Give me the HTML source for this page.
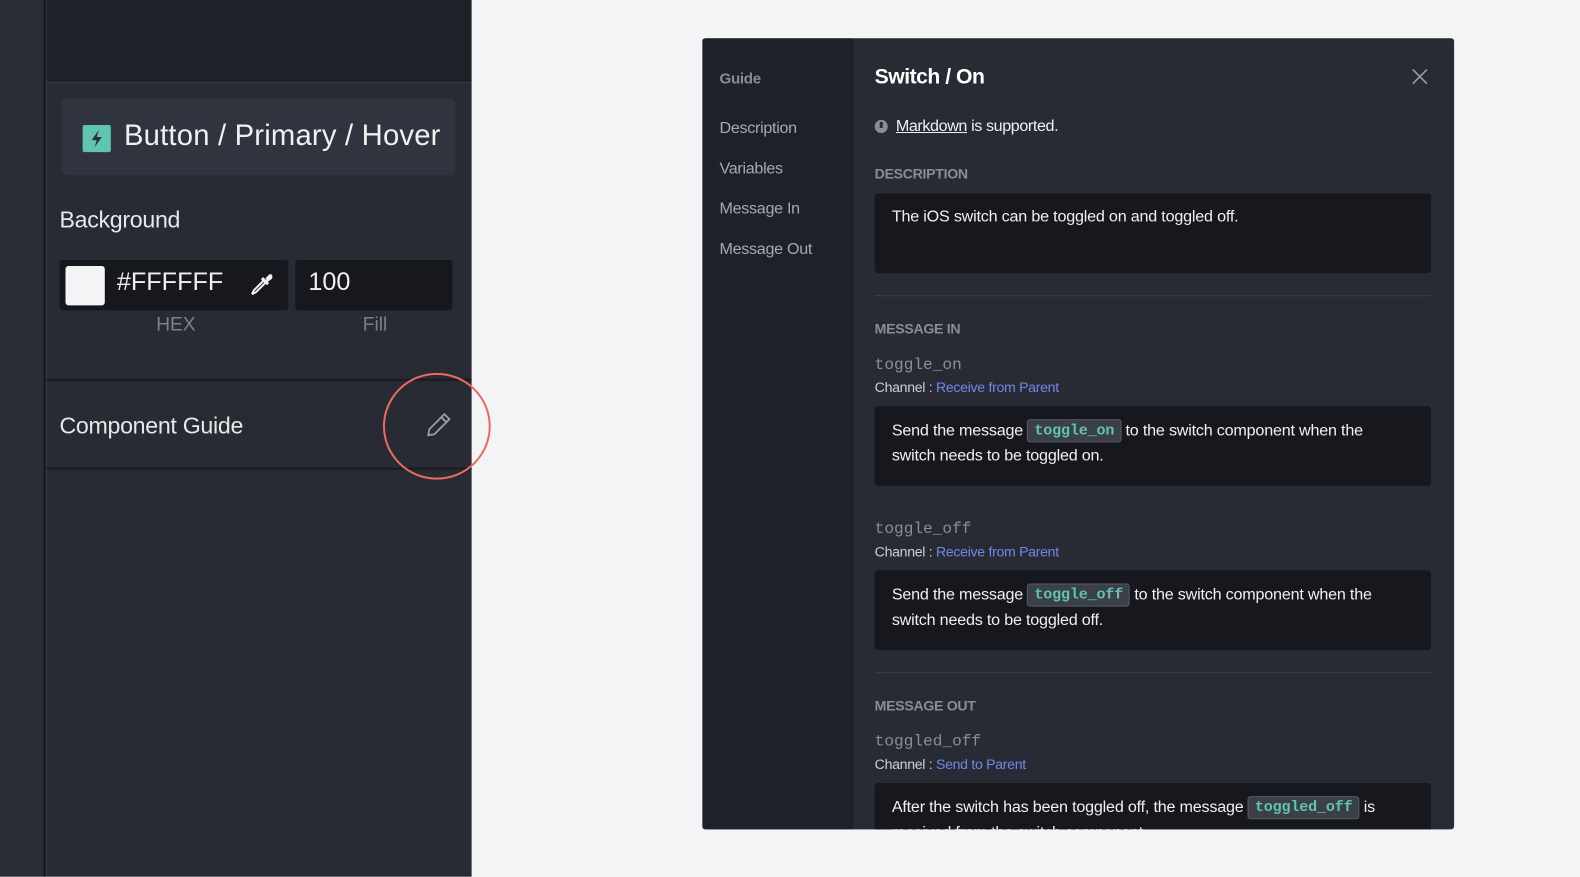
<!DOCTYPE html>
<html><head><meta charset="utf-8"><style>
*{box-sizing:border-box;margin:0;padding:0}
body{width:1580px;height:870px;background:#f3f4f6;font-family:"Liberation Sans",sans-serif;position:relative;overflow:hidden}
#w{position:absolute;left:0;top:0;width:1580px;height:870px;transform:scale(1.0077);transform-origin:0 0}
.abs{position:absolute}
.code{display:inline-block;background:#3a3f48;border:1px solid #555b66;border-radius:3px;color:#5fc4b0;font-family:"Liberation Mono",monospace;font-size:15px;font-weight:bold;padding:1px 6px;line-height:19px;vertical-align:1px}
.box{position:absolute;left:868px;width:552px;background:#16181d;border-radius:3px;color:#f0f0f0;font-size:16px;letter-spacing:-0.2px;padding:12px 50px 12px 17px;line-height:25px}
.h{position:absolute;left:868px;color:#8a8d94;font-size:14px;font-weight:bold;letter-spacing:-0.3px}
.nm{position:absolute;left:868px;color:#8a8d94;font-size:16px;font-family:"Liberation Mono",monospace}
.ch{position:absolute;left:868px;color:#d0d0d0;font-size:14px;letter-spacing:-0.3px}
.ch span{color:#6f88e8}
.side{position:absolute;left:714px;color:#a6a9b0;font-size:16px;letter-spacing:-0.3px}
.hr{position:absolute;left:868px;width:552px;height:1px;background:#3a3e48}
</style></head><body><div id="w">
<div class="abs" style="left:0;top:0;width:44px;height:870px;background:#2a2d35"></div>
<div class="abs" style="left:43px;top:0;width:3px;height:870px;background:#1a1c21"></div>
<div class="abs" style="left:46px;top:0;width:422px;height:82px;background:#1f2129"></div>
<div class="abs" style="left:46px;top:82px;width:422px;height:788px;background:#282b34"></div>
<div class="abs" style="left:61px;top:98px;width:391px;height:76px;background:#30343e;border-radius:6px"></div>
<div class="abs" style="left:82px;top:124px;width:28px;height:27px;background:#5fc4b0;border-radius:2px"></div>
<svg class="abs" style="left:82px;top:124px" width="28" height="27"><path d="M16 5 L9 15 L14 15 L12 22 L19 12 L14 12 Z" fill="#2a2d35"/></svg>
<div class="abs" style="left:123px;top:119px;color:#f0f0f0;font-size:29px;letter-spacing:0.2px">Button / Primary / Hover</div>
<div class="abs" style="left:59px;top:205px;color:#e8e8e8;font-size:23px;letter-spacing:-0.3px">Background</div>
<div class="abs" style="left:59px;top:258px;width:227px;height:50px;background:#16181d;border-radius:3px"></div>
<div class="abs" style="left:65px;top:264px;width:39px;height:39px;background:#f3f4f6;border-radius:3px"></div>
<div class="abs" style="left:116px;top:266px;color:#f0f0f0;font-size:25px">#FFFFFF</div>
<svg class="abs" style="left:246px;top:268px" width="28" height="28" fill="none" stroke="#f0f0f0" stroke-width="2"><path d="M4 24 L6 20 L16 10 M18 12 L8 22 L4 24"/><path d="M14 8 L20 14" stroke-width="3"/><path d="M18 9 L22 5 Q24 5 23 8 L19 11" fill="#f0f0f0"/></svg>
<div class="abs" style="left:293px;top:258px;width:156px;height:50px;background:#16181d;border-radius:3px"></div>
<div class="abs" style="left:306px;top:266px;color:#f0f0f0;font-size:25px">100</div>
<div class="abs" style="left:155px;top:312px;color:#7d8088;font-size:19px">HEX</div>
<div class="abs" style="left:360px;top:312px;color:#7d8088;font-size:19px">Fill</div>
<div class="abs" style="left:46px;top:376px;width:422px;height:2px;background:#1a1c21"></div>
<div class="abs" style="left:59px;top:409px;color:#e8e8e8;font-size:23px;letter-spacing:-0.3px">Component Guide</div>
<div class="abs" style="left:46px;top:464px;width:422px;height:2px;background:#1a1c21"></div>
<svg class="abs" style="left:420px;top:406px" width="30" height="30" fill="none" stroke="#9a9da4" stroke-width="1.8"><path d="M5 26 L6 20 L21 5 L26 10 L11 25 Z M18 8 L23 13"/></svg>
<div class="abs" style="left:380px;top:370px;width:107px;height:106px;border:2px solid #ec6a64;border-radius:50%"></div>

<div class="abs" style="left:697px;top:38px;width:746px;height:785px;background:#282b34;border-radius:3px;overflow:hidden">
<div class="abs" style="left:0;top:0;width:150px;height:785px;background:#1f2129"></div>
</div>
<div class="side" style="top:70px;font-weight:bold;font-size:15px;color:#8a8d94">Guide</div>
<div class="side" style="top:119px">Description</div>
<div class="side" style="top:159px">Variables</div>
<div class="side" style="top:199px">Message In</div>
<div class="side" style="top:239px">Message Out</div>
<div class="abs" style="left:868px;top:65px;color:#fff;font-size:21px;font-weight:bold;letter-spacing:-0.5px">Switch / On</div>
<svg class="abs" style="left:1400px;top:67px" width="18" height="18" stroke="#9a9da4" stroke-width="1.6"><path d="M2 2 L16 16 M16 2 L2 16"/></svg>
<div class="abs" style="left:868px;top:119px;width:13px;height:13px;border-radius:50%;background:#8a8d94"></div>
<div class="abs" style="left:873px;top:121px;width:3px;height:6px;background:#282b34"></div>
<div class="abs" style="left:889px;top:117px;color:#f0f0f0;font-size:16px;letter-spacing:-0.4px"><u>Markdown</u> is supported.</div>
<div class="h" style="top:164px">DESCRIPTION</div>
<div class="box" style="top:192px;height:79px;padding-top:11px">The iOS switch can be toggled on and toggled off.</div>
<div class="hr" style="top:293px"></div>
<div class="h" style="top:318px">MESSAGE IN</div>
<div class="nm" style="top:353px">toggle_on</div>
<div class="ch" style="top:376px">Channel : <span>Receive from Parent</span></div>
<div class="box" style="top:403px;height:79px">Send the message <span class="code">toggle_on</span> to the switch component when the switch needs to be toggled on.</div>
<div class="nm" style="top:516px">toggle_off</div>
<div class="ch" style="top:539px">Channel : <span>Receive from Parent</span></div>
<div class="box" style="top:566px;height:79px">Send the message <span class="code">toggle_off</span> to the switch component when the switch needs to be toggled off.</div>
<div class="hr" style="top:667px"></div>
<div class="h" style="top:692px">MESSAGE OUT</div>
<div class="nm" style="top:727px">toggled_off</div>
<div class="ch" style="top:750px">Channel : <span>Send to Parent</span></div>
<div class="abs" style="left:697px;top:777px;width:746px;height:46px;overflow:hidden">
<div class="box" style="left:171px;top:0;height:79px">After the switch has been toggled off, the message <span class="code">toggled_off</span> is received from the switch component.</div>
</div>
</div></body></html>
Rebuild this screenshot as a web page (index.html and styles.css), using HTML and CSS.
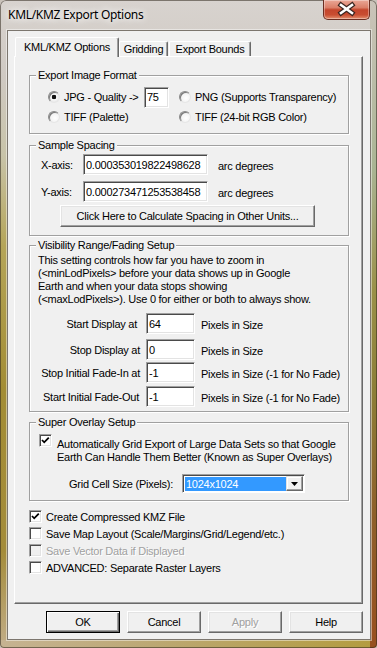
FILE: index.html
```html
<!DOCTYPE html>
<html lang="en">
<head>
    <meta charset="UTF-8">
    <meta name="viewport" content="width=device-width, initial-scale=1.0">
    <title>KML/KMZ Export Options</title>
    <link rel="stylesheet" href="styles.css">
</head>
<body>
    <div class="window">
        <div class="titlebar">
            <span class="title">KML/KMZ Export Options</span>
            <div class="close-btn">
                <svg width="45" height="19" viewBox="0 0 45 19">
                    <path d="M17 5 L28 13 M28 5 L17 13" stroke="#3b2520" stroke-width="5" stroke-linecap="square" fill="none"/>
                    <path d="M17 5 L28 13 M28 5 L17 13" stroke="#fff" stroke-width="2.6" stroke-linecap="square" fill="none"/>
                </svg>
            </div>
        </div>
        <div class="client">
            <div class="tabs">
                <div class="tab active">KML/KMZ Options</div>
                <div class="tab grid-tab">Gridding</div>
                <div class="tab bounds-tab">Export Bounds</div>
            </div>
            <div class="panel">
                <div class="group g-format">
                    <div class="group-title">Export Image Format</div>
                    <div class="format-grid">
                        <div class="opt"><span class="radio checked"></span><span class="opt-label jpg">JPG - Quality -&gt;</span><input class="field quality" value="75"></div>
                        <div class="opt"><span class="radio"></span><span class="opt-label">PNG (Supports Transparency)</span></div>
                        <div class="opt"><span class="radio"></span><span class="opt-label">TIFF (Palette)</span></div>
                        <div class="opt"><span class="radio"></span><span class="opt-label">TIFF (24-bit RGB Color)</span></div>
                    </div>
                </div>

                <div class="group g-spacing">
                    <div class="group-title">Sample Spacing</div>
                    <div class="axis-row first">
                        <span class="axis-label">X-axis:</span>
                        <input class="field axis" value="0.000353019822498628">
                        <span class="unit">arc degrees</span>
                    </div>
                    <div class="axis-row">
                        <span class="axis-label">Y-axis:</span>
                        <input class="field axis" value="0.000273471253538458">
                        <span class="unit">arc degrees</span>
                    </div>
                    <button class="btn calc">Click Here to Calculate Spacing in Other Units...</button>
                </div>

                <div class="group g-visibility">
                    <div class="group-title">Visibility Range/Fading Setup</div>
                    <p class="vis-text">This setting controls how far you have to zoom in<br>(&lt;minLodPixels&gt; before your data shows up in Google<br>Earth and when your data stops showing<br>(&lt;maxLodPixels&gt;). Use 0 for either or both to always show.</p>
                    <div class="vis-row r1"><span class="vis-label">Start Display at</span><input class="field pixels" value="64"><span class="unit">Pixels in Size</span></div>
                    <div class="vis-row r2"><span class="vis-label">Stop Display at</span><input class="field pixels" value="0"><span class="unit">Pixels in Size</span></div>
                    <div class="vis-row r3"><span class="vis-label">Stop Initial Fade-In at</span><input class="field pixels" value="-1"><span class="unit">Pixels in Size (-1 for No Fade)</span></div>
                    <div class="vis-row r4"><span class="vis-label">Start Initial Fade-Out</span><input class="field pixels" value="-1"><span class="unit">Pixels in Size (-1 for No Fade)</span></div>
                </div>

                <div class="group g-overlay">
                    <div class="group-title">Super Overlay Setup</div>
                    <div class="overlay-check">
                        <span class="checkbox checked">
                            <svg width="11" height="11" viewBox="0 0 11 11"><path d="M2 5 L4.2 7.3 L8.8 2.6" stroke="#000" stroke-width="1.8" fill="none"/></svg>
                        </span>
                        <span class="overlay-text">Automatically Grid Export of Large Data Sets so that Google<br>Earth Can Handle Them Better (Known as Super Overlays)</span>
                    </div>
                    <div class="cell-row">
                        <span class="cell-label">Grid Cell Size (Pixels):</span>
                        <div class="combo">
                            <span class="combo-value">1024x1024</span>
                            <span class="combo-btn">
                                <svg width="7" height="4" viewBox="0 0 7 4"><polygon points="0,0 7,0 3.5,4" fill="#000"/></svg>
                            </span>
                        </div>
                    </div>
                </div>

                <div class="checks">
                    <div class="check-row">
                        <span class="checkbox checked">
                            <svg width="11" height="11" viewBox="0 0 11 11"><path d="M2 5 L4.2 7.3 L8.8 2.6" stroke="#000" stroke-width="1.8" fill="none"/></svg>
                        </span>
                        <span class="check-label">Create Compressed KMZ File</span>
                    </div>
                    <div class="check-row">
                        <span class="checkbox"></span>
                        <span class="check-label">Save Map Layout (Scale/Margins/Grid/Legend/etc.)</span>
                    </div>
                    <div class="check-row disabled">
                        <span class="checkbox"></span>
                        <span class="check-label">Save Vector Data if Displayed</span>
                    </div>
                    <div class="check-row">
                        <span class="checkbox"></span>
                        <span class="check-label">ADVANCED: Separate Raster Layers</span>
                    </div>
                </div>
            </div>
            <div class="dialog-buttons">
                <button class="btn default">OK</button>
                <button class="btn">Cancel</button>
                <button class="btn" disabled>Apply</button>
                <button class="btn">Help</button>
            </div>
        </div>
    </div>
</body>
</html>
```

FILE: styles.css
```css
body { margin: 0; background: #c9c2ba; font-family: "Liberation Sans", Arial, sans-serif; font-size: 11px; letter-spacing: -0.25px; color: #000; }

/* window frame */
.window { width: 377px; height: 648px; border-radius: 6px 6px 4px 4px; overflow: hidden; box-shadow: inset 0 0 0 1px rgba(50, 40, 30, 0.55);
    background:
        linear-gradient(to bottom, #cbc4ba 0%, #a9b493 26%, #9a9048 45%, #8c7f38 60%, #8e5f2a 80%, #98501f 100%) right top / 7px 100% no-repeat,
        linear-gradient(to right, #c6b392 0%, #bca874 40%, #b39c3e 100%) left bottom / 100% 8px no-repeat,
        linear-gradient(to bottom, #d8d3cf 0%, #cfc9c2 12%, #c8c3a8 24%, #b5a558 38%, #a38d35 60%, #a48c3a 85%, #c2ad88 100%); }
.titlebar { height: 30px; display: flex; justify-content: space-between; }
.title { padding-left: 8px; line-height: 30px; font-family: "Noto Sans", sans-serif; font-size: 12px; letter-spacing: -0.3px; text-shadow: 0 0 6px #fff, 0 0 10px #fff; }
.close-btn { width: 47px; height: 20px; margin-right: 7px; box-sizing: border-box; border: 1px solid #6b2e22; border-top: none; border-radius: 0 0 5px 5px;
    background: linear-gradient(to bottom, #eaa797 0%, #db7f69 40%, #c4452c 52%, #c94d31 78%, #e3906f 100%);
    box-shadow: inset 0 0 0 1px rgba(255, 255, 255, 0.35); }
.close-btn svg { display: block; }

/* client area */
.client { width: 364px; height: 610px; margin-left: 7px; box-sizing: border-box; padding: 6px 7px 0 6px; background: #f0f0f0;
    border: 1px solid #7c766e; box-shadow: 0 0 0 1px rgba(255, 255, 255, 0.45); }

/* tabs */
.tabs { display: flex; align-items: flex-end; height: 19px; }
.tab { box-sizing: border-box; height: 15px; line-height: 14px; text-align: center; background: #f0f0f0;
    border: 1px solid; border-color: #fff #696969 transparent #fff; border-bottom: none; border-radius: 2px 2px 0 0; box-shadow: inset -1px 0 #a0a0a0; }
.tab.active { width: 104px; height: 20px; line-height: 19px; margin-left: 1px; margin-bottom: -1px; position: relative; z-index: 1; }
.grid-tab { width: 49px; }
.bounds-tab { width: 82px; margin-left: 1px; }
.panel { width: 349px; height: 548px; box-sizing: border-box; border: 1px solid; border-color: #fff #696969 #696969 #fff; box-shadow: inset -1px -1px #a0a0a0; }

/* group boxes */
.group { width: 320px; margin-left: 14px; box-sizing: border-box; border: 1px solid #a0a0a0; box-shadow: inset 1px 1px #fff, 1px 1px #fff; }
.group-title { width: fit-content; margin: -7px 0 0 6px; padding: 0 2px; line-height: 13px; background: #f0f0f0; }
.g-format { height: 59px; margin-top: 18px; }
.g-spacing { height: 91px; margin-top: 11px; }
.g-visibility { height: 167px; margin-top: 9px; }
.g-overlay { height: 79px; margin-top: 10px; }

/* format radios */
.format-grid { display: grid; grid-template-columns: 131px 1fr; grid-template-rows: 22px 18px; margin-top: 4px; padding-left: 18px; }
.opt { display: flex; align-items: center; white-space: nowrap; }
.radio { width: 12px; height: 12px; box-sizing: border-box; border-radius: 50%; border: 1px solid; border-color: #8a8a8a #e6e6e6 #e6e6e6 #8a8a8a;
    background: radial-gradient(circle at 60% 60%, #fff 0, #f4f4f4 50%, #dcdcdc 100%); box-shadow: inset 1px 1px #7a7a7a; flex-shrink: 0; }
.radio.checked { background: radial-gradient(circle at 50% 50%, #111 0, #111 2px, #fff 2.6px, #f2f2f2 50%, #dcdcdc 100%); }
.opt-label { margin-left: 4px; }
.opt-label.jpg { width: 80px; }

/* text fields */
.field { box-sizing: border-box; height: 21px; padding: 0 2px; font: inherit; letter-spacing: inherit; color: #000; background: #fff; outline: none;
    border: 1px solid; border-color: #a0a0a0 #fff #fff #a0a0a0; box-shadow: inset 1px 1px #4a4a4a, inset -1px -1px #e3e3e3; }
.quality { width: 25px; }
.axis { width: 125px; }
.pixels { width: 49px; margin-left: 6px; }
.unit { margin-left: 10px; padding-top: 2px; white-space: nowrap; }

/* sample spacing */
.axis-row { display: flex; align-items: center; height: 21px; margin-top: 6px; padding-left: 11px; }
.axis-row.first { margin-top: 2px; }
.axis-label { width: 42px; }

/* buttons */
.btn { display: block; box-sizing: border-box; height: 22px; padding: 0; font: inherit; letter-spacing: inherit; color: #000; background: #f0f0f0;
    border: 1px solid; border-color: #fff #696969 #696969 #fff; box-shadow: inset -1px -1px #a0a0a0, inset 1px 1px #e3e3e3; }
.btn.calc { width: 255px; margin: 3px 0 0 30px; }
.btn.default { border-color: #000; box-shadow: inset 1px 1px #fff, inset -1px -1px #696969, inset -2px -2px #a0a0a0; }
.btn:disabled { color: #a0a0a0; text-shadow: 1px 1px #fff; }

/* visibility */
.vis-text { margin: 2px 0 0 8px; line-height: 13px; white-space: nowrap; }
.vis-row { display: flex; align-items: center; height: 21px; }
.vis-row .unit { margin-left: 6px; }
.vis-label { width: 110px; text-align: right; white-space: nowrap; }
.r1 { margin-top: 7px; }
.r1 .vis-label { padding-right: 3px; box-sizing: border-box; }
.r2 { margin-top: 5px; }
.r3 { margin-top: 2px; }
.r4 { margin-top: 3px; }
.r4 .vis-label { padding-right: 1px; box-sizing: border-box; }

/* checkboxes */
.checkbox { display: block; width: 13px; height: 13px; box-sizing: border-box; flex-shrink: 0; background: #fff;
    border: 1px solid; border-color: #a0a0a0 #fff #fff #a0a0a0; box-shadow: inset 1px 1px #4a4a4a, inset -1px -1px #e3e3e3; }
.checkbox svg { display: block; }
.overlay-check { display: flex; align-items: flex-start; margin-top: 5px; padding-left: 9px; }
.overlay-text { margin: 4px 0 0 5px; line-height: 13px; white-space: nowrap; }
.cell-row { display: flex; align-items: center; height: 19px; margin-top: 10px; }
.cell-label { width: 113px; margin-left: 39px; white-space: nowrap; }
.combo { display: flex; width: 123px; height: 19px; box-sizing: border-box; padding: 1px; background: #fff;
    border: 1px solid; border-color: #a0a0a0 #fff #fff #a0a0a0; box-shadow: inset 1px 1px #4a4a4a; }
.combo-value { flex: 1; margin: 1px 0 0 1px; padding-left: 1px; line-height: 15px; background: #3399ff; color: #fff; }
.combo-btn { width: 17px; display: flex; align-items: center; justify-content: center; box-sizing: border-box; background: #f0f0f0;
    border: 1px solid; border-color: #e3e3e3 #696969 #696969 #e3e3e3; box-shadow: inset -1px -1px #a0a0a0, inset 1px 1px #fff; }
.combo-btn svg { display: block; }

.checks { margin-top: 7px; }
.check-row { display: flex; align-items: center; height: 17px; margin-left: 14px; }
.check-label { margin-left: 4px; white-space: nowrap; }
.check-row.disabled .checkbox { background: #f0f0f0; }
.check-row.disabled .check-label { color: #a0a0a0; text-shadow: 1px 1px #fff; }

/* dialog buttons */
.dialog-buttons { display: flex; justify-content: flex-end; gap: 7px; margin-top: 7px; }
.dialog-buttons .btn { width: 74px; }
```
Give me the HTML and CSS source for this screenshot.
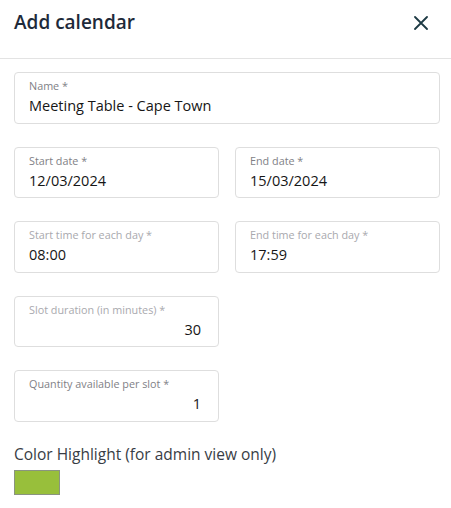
+++
(STATED GOAL):
Keep only those lines of the records that hold "source", and return them.

(ANSWER BELOW):
Give me the HTML source for this page.
Give me the HTML and CSS source for this screenshot.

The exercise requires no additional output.